━━ Source data

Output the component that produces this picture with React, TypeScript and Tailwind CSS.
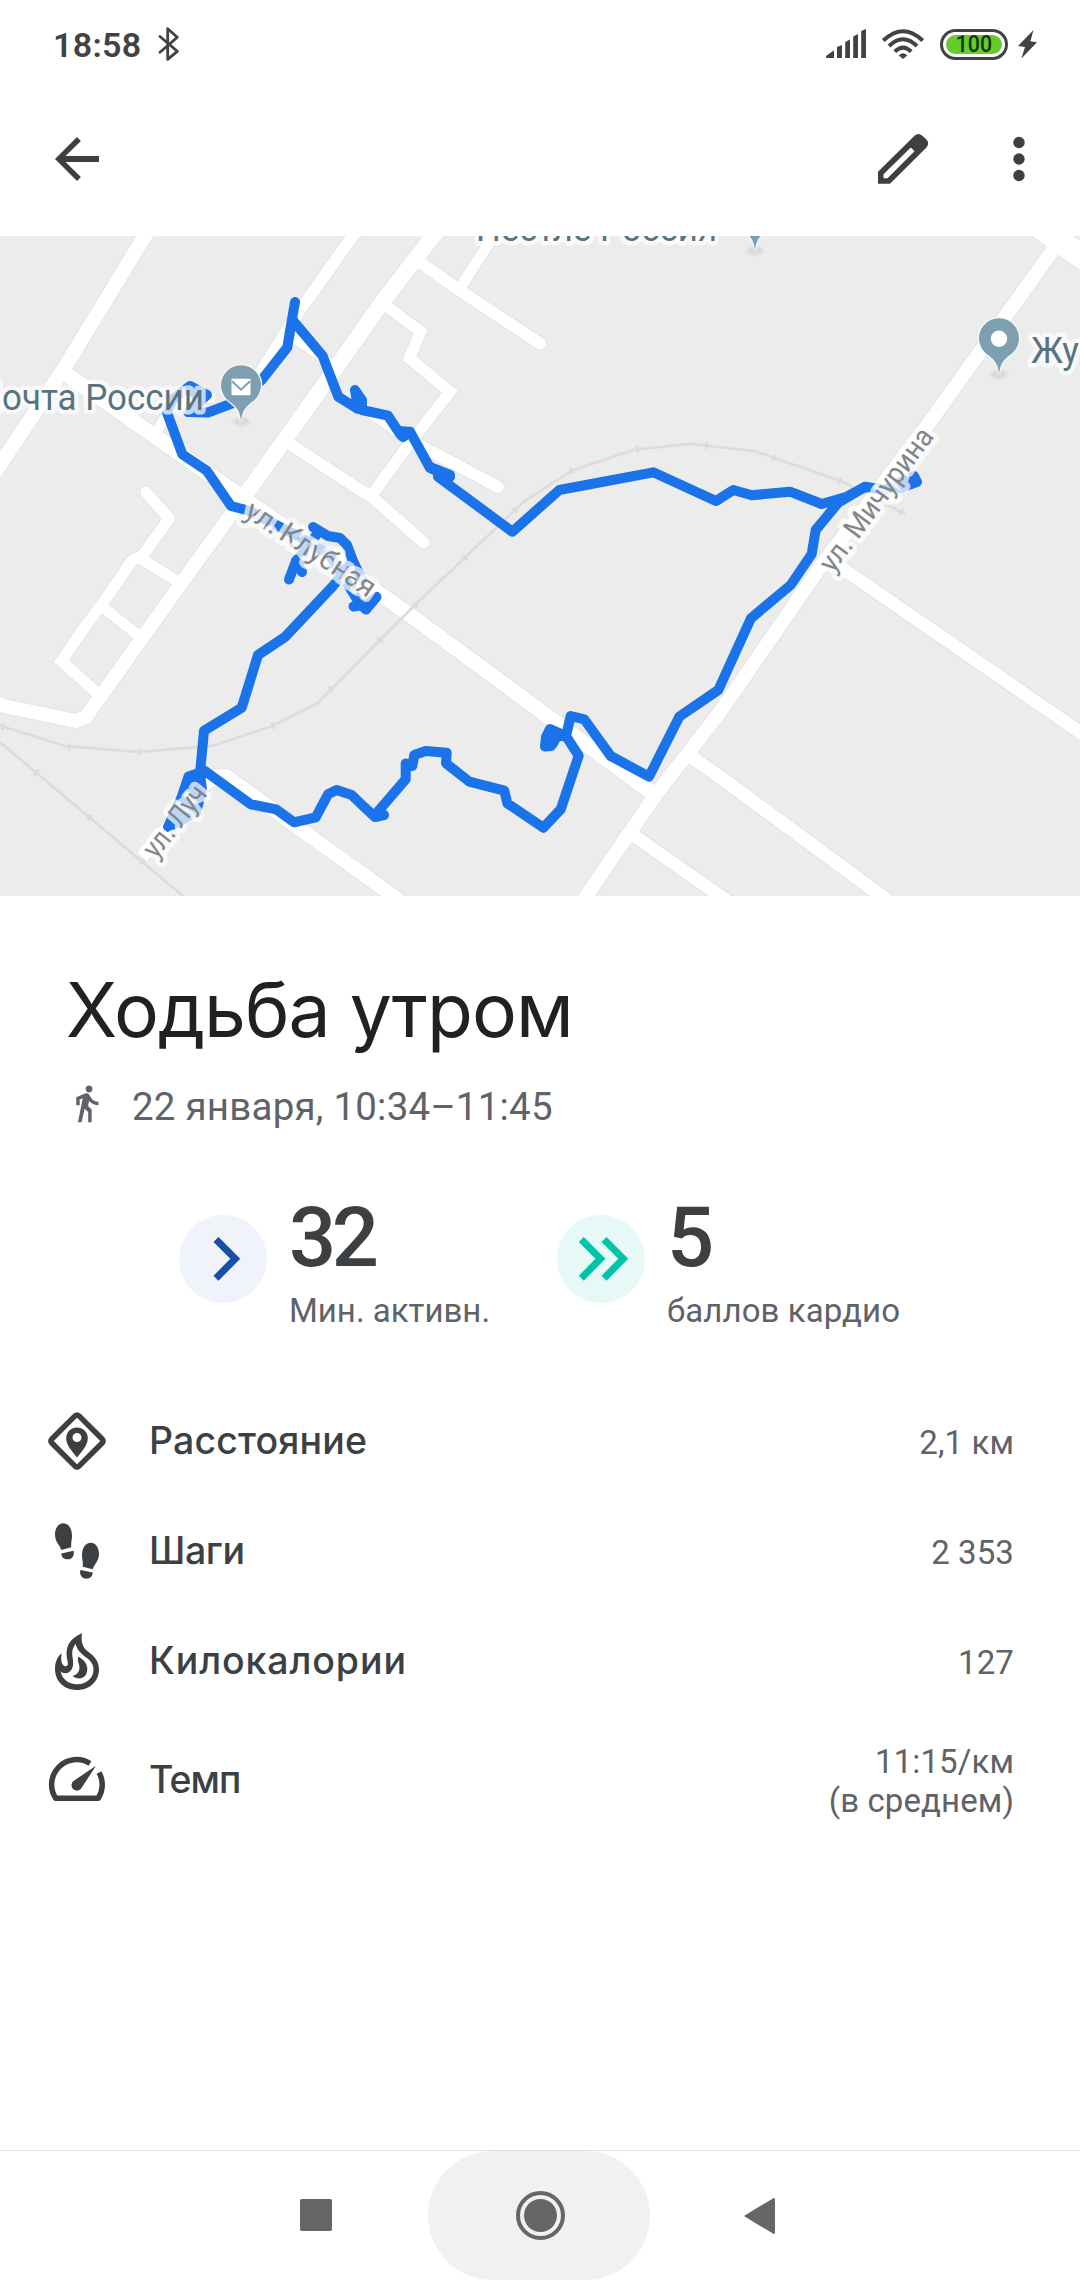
import React from 'react';

// width, points
const roads: [number, string][] = [
  [14.5, '151,226 63,370 -10,480'],
  [15, '66,374 246,500 410,615 652,793'],
  [12, '360,226 296.5,315 258,377 235,405'],
  [10, '158,430 176,396 215,398'],
  [16, '440,227 383,301 333,372 246,494'],
  [14, '246,494 198,560 103,693 86,717 76,721 4,706 -10,700'],
  [12, '418,261 459,290'],
  [10, '293,337 334,366'],
  [11, '345,395 410,440'],
  [11, '498,229 460,288'],
  [11.5, '385,305 420.7,331.7 409.3,358.3 450,391.7 410,443 371.7,495'],
  [12, '290,444 360,490 372,497'],
  [14, '197,777 226,776 360,872 400,901'],
  [13, '226,774 205,784 142,857'],
  [14, '1053,250 924,430 823,563 720,712 657,793 580,905'],
  [24, '1039,226 1100,270'],
  [13, '833,562 1090,739'],
  [13.5, '690,756 720,777 895,906'],
  [13, '633,835 730,903'],
  [11.5, '169.3,518.3 143,555 132,561 105,600 84,628 61.5,661 98,694'],
  [11, '138,557 180,583'],
  [11, '105,609 138,635'],
];

const deadEnds: [number, string][] = [
  [12, '459,290 540,343.5'],
  [12, '410,440 498,487'],
  [12, '372,497 423.5,542.5'],
  [11.5, '146,492.5 169.3,518.3'],
];

const railways = [
  '-5,724 65,746 139,752 213,745.7 273,725.7 318,703 380,640 415,605 515,510 525,501 571.7,470.7 633,450 690,443.7 720,447.3 755,451.3 840,480.7 905,514',
  '-5,738 190,902',
];

// x, y, angle of the track
const sleepers = [
  [3, 727, 17], [69, 747, 5], [139, 752, 0], [273, 725.7, -22], [331, 689, -45],
  [380, 640, -45], [415, 605, -43], [465, 557.7, -43], [515, 510, -43], [571.7, 470.7, -25],
  [637.5, 449.7, -8], [706.5, 445.7, 7], [774, 458, 18], [840, 480.7, 22], [901.5, 512.3, 27],
  [36.5, 772.5, 40], [89.5, 817.3, 40], [142.5, 861.5, 40],
];

const route = [
  '295,302 291.7,321 287.3,347.3 261.7,380 233,403 208,412.5 188,412 207,395 190,386 173,399 166.7,411.7 182.3,454.3 206.7,470.7 231,506 250,511 280,527 300,537 330,555 342,575 360,604 366,609.5 376.5,597 368,604 353.5,606.5',
  '313,527 328,536 340,538 347,545 353,561 362,580',
  '318,532 310,545 296,561 289,579.5',
  '296,561 302,572',
  '350,564 333,586 285,637 258,655 241.7,707.7 204,730.7 200,773.3 202,790 196,812 168,827 181.7,797 188.5,776.5 205,771 250.7,804.3 276,809.3 294,822.3 315.7,817.3 328,794.3 336.7,790 351.7,795 361,804 375,817 384,815 375,815 405.7,779.3 405.7,763.5 412.3,766 414.3,755 425.7,751 446.7,752.7 446,763.3 469.3,781.7 504.3,790.7 507.3,803.3 543.3,827.7 560.7,809.3 578.7,755.7 566,736 550,729 546,737 545,746.5 551,746 556,736 566,736 570.7,716 584.3,719.3 610.7,756 649,776.7 679.3,716.7 718.3,690 751,618.3 790.7,585 811.7,554 815.7,530 838,503 865,486.7 885,490 914,476 917,482 900,488',
  '292.5,320 322.7,356 338.3,396.7 358,409 355,390 362,400 362,410 388,415.7 400,434 403,437 410,431.7 430,468 450,477 438,476.7 512.3,531.7 559.3,490 653.3,472.3 716,501 733.3,490 751.7,495.3 790,491.7 821.7,504 846.7,496.7 865,487',
  '400,431 410,432',
  '430,467 450,475',
];

function Pin({ x, y, mail }: { x: number; y: number; mail?: boolean }) {
  return (
    <g transform={`translate(${x} ${y})`}>
      <ellipse cx="0" cy="36" rx="10" ry="5.500" fill="#000" opacity="0.03" />
      <ellipse cx="0" cy="35.500" rx="7" ry="3.500" fill="#000" opacity="0.04" />
      <path
        d="M0 35C-1.5 24-5 21-10.500 16.500A20 20 0 1 1 10.500 16.500C5 21 1.500 24 0 35Z"
        fill="#7d9fb0"
        stroke="#f6f8f9"
        strokeWidth="2.5"
        paintOrder="stroke"
      />
      {mail ? (
        <>
          <rect x="-9.500" y="-7" width="19" height="16.500" fill="#fff" />
          <path d="M-9-4.500L0 4L9-4.500" fill="none" stroke="#7d9fb0" strokeWidth="2" />
        </>
      ) : (
        <circle cx="0" cy="0" r="8.200" fill="#fff" />
      )}
    </g>
  );
}

function RouteMap() {
  return (
    <svg viewBox="0 236 1080 660" className="block w-full h-[660px] bg-[#ececec] font-['Roboto',sans-serif]">
      <g fill="none" stroke="#dadce0" strokeWidth="2.6">
        {railways.map((p) => (
          <polyline key={p} points={p} />
        ))}
        {sleepers.map(([x, y, a]) => (
          <path key={x} d="M0-3.500V3.500" strokeWidth="3" transform={`translate(${x} ${y}) rotate(${a})`} />
        ))}
      </g>
      <g fill="none" stroke="#dfe0e2">
        {roads.map(([w, p]) => (
          <polyline key={p} points={p} strokeWidth={w + 1.4} />
        ))}
        {deadEnds.map(([w, p]) => (
          <polyline key={p} points={p} strokeWidth={w + 1.4} strokeLinecap="round" />
        ))}
      </g>
      <g fill="none" stroke="#fff">
        {roads.map(([w, p]) => (
          <polyline key={p} points={p} strokeWidth={w} />
        ))}
        {deadEnds.map(([w, p]) => (
          <polyline key={p} points={p} strokeWidth={w} strokeLinecap="round" />
        ))}
      </g>
      {/* Level crossing */}
      <path d="M397 623L415 605L420 600.250" fill="none" stroke="#dadce0" strokeWidth="2.600" />

      <g fill="none" stroke="#1a73e8" strokeWidth="10" strokeLinecap="round" strokeLinejoin="round">
        {route.map((p) => (
          <polyline key={p} points={p} />
        ))}
      </g>
      <path
        d="M549 727L562 733L555 746L546 749L543 740Z M188 777L182 797L166 826L196 815L201 795V775Z M299 560L312 545L303 562Z M188 388L207 396L200 408Z"
        fill="#1a73e8"
        stroke="#1a73e8"
        strokeWidth="4"
        strokeLinejoin="round"
      />

      {/* Street names */}
      <g fontSize="29" fill="#80868b" stroke="#fff" strokeOpacity="0.72" strokeWidth="10" strokeLinejoin="round" paintOrder="stroke">
        <path id="club" d="M243 516Q308 557 378 605" fill="none" stroke="none" />
        <text textLength="150">
          <textPath href="#club">ул. Клубная</textPath>
        </text>
        <text textLength="171" lengthAdjust="spacingAndGlyphs" transform="translate(833 574) rotate(-53.500)">ул. Мичурина</text>
        <text textLength="84" lengthAdjust="spacingAndGlyphs" transform="translate(156 860) rotate(-51.500)">ул. Луч</text>
      </g>

      {/* Places */}
      <g fontSize="36.5" fill="#587380" stroke="#fff" strokeOpacity="0.72" strokeWidth="9" strokeLinejoin="round" paintOrder="stroke">
        <text x="-23" y="410" textLength="227" lengthAdjust="spacingAndGlyphs">Почта России</text>
        <text x="1031" y="363" textLength="48" lengthAdjust="spacingAndGlyphs">Жу</text>
        <text x="476" y="240.5" textLength="241" lengthAdjust="spacingAndGlyphs">Нестле Россия</text>
      </g>
      <Pin x={241} y={385.7} mail />
      <Pin x={999} y={338.7} />
      <Pin x={755} y={215} />
    </svg>
  );
}

function StatusBar() {
  return (
    <div className="h-[88px] pl-[53px] pr-[43px] flex items-center text-[#424242]">
      <span className="w-[88px] pt-[2px] text-[34px] leading-none font-semibold tracking-[0.3px]">18:58</span>
      <svg viewBox="158 27 21 34" className="w-[21px] h-[34px] ml-[17px]" fill="none" stroke="#424242" strokeWidth="2.8" strokeLinecap="round" strokeLinejoin="round">
        <path d="M160 36.500L177.300 51.300L167.700 59.300V28.700L177.300 37.300L160 52.300" />
      </svg>
      <div className="ml-auto flex items-center">
        <svg viewBox="825 28 42 32" className="w-[42px] h-8" fill="#424242">
          <path d="M826 56L834 50.300V58H827Q826 58 826 57Z M837 47L842 45V58H837Z M845.200 42L850 39.500V58H845.200Z M853.200 36.500L858 34V58H853.200Z M861.200 31L866 29V58H861.200Z" />
        </svg>
        <svg viewBox="881 28 44 32" className="w-11 h-8 ml-[14px]" fill="none" stroke="#424242" strokeWidth="4">
          <path d="M883.300 40.500Q903 22 922.700 40.500" />
          <path d="M889 46Q903 32.500 917 46" />
          <path d="M894.800 51.700Q903 43.500 911.200 51.700" />
          <path d="M903 59L898.800 55.500Q903 51 907.200 55.500Z" fill="#424242" stroke="none" />
        </svg>
        <div className="ml-[15px] w-[68px] h-[31px] rounded-full border-[3px] border-[#424242] p-[3px]">
          <div className="h-full rounded-full bg-[#66cb2b] flex items-center justify-center">
            <span className="text-[24.5px] leading-none font-medium text-[#123506] scale-x-[0.87]">100</span>
          </div>
        </div>
        <svg viewBox="1018 29 19 30" className="w-[19px] h-[30px] ml-[10px]" fill="#424242">
          <path d="M1033.500 30L1018 46L1025 47L1021.400 58.500L1037 42.300L1030.400 41.300Z" />
        </svg>
      </div>
    </div>
  );
}

function Toolbar() {
  return (
    <div className="h-[148px] pl-11 pr-7 pb-[6px] flex items-center text-[#3c4043]">
      <svg viewBox="0 0 24 24" className="w-[66px] h-[66px]" fill="currentColor">
        <path d="M20 10.900H7.830l5.590-5.490L12 4l-8 8 8 8 1.410-1.410L7.830 13.100H20z" />
      </svg>
      <svg viewBox="870 126 66 66" className="w-[66px] h-[66px] ml-auto" fill="currentColor" fillRule="evenodd">
        <path d="M878 183.700V171.700L914.500 135.700Q918.400 132.500 922.300 135.700L926.500 139.500Q929.800 143.300 926.500 147.500L890 183.700Z M883.500 178.200H887.500L914.500 151.300L910.800 147.600L883.500 174.300Z" />
      </svg>
      <svg viewBox="0 0 66 66" className="w-[66px] h-[66px] ml-[50px]" fill="currentColor">
        <circle cx="33" cy="16.500" r="5.700" />
        <circle cx="33" cy="33" r="5.700" />
        <circle cx="33" cy="49.500" r="5.700" />
      </svg>
    </div>
  );
}

const metrics = [
  {
    label: 'Расстояние',
    value: ['2,1 км'],
    height: 'h-[110px]',
    tracking: 'tracking-[0.15px]',
    icon: (
      <>
        <rect x="13.800" y="13.800" width="38.400" height="38.400" rx="2.500" transform="rotate(45 33 33)" fill="none" stroke="currentColor" strokeWidth="5.500" />
        <path fillRule="evenodd" d="M33 49.500C26 41 22.200 36 22.200 30.200A10.800 10.800 0 0 1 43.800 30.200C43.800 36 40 41 33 49.500Z M33 25A4.500 4.500 0 1 0 33 34A4.500 4.500 0 1 0 33 25Z" />
      </>
    ),
  },
  {
    label: 'Шаги',
    value: ['2 353'],
    height: 'h-[110px]',
    tracking: 'tracking-[-0.4px]',
    icon: (
      <>
        <path d="M17.300 32C16 27 11 24 11 16.500C11 10 14.500 5.300 19.300 5.300C24.500 5.300 28 10.500 28 18C28 22 26.700 25 27.300 29.300Z" />
        <path d="M17.300 35.400L29.500 32.700C31 37.500 28 41.300 23.700 41.300C20 41.300 17.500 39.500 17.300 35.400Z" />
        <path d="M48.700 51.300C50 46.500 55 43 55 36C55 29.500 51.500 24.700 46.700 24.700C41.500 24.700 38 30 38 37C38 41.500 39.300 44.500 38.700 48.700Z" />
        <path d="M48.700 54.500L36.400 52C35 56.500 38 60.700 42.300 60.700C46 60.700 48.500 58.500 48.700 54.500Z" />
      </>
    ),
  },
  {
    label: 'Килокалории',
    value: ['127'],
    height: 'h-[110px]',
    tracking: 'tracking-[0.9px]',
    icon: (
      <>
        <path
          fillRule="evenodd"
          d="M38 5.300C36.800 14 38.500 19.500 44 23.500C51 28.500 55 34 55 41.500C55 53.500 45.500 62 33 62C20.500 62 11 53.500 11 41C11 34 13.500 28.500 17.700 25.300C16.500 32 17.500 36.500 20.500 38C23.500 39 24.500 36.500 23.500 33C20.500 20 24.500 11 38 5.300Z M31.700 16C27.500 21 28 26 28.700 30C30.500 39.500 27 45 21.500 45.200C19.500 45.300 18 44.800 16.700 43.500C18 51 24.500 56.300 33 56.300C42.500 56.300 49.500 50 49.500 41.500C49.500 37 47.500 33.500 43 30C36 25 33 21.500 31.700 16Z"
        />
        <path d="M34.300 28.500C39.500 31.500 43.300 35.500 43.300 41C43.300 47 39.500 50.500 35.300 50.500C32.500 50.500 30 49.500 28.700 48C34 46.500 36.500 42 35 36.500C34 33.500 33.500 31.500 34.300 28.500Z" />
      </>
    ),
  },
  {
    label: 'Темп',
    value: ['11:15/км', '(в среднем)'],
    height: 'h-[128px]',
    tracking: 'tracking-[-1px]',
    icon: (
      <>
        <path d="M46 16.500A25 25 0 0 0 11.700 51.300H54.300A25 25 0 0 0 55 25.500" fill="none" stroke="currentColor" strokeWidth="5.500" strokeLinejoin="round" />
        <path d="M52 18.800L37.800 40.500A5.400 5.400 0 1 1 29.800 33.800Z" />
      </>
    ),
  },
];

export default function App() {
  return (
    <div className="w-[1080px] h-[2280px] bg-white flex flex-col overflow-hidden font-['Roboto',sans-serif]">
      <StatusBar />
      <Toolbar />
      <RouteMap />

      {/* Title */}
      <div className="h-[254px] pl-[66px] pt-[66px]">
        <h1 className="font-['Inter',sans-serif] text-[75px] leading-[96px] tracking-[-1px] text-[#202124] whitespace-nowrap">Ходьба утром</h1>
        <div className="mt-[21px] h-[52px] flex items-center text-[#5f6368]">
          <svg viewBox="0 0 24 24" className="w-[41px] h-[41px] mb-[3px]" fill="currentColor">
            <path d="M13.500 5.500c1.100 0 2-.9 2-2s-.9-2-2-2-2 .9-2 2 .9 2 2 2zM9.800 8.900L7 23h2.100l1.800-8 2.100 2v6h2v-7.500l-2.100-2 .6-3C14.800 12 16.800 13 19 13v-2c-1.900 0-3.500-1-4.300-2.400l-1-1.600c-.4-.6-1-1-1.700-1-.3 0-.5.1-.8.1L6 8.300V13h2V9.600l1.800-.7" />
          </svg>
          <span className="ml-[25px] pt-[4px] text-[38.500px] leading-none tracking-[0.22px]">22 января, 10:34–11:45</span>
        </div>
      </div>

      {/* Heart points */}
      <div className="h-[236px] pl-[179px] pt-[38px] flex items-start">
        <div className="flex w-[378px]">
          <svg viewBox="0 0 88 88" className="w-[88px] h-[88px] mt-[27px]">
            <circle cx="44" cy="44" r="44" fill="#f0f3fa" />
            <path d="M37 24.500L56.300 43.800L37 63.200" fill="none" stroke="#174ea6" strokeWidth="7" />
          </svg>
          <div className="ml-[22px]">
            <div className="pt-[1px] text-[83px] leading-[97px] font-medium tracking-[-4.500px] text-[#3c4043]">32</div>
            <div className="mt-[6px] text-[33px] leading-[38px] text-[#5f6368] whitespace-nowrap">Мин. активн.</div>
          </div>
        </div>
        <div className="flex">
          <svg viewBox="0 0 88 88" className="w-[88px] h-[88px] mt-[27px]">
            <circle cx="44" cy="44" r="44" fill="#e7f9f6" />
            <path d="M24.300 24.500L43.500 43.800L24.300 63.200M47 24.500L66.300 43.800L47 63.200" fill="none" stroke="#00c4a7" strokeWidth="7" />
          </svg>
          <div className="ml-[22px]">
            <div className="pt-[1px] text-[83px] leading-[97px] font-medium text-[#3c4043]">5</div>
            <div className="mt-[6px] text-[33px] leading-[38px] tracking-[0.08px] text-[#5f6368] whitespace-nowrap">баллов кардио</div>
          </div>
        </div>
      </div>

      {/* Metrics */}
      <div className="flex-1 pl-11 pr-[66px]">
        {metrics.map((m) => (
          <div key={m.label} className={`${m.height} flex items-center`}>
            <svg viewBox="0 0 66 66" className="w-[66px] h-[66px] text-[#3c4043]" fill="currentColor">
              {m.icon}
            </svg>
            <span className={`ml-[39px] font-['Inter',sans-serif] font-medium text-[37.500px] leading-none text-[#3c4043] ${m.tracking}`}>{m.label}</span>
            <div className="ml-auto pt-[2px] text-right text-[33px] leading-[39px] tracking-[0.1px] text-[#5f6368]">
              {m.value.map((line) => (
                <div key={line}>{line}</div>
              ))}
            </div>
          </div>
        ))}
      </div>

      {/* Navigation bar */}
      <div className="h-[130px] border-t border-[#e2e2e2] pl-[300px] flex items-center">
        <div className="w-8 h-8 mb-[2px] rounded-[2px] bg-[#666]"></div>
        <div className="ml-24 w-[222px] h-full rounded-[65px] bg-[#f1f1f1] flex items-center justify-center">
          <div className="ml-[3px] w-[49px] h-[49px] rounded-full border-4 border-[#666] p-1">
            <div className="w-full h-full rounded-full bg-[#666]"></div>
          </div>
        </div>
        <svg viewBox="0 0 32 38" className="w-8 h-[38px] ml-[94px]">
          <path d="M1.500 19L30 2V36Z" fill="#666" stroke="#666" strokeWidth="2" strokeLinejoin="round" />
        </svg>
      </div>
    </div>
  );
}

━━━━

**The request**
In the lines above, find each one with "React" and list it.

**Output**
Output the component that produces this picture with React, TypeScript and Tailwind CSS.
import React from 'react';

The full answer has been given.